_Task prompt_:
Reproduce, character for character, the lines below from the first through the one with "border-[#767676] bg-white px-[2px]". Leave pictures out.

+ + + +

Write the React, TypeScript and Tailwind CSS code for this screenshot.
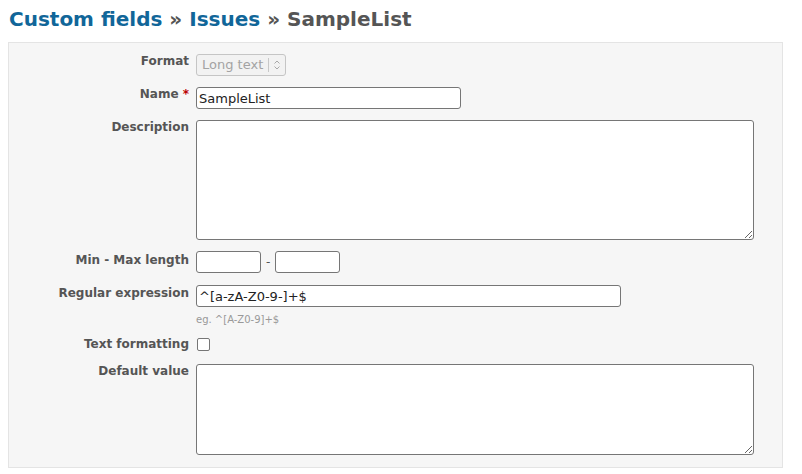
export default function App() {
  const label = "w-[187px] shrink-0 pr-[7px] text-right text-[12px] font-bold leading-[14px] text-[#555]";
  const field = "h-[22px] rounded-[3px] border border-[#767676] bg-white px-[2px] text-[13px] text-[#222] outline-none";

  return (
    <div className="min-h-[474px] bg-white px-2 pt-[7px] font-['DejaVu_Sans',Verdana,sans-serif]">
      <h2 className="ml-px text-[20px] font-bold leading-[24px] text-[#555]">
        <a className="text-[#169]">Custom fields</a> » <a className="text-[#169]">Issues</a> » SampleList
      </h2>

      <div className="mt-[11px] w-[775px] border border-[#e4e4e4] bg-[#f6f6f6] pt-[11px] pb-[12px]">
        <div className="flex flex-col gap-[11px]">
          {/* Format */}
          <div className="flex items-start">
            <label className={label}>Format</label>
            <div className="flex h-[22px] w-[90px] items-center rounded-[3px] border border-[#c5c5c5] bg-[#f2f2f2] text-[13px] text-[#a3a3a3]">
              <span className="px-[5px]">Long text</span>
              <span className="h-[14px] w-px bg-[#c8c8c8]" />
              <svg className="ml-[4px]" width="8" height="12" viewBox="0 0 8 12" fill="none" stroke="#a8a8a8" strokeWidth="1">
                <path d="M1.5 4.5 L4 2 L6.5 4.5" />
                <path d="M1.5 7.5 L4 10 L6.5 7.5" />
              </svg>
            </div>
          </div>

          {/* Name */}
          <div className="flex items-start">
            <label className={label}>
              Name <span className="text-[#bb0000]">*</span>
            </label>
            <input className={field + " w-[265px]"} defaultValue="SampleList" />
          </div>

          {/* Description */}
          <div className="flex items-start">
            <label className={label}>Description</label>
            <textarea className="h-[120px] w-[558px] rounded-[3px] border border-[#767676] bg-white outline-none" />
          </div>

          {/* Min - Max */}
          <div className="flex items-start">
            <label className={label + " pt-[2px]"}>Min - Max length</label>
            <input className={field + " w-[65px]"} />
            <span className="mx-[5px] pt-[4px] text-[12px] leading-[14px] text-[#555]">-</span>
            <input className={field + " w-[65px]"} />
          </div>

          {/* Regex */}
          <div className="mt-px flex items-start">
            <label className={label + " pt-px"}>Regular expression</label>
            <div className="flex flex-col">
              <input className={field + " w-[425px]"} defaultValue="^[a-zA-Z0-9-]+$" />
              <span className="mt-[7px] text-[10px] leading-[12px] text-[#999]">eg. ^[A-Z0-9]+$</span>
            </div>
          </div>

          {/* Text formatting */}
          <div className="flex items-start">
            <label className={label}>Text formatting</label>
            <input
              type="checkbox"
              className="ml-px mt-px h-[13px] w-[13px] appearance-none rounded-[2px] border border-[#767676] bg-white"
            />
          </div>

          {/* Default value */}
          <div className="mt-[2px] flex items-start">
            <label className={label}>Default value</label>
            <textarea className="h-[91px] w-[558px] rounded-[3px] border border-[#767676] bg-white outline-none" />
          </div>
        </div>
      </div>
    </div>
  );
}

+ + + +

_Full output_:
Write the React, TypeScript and Tailwind CSS code for this screenshot.
export default function App() {
  const label = "w-[187px] shrink-0 pr-[7px] text-right text-[12px] font-bold leading-[14px] text-[#555]";
  const field = "h-[22px] rounded-[3px] border border-[#767676] bg-white px-[2px] text-[13px] text-[#222] outline-none";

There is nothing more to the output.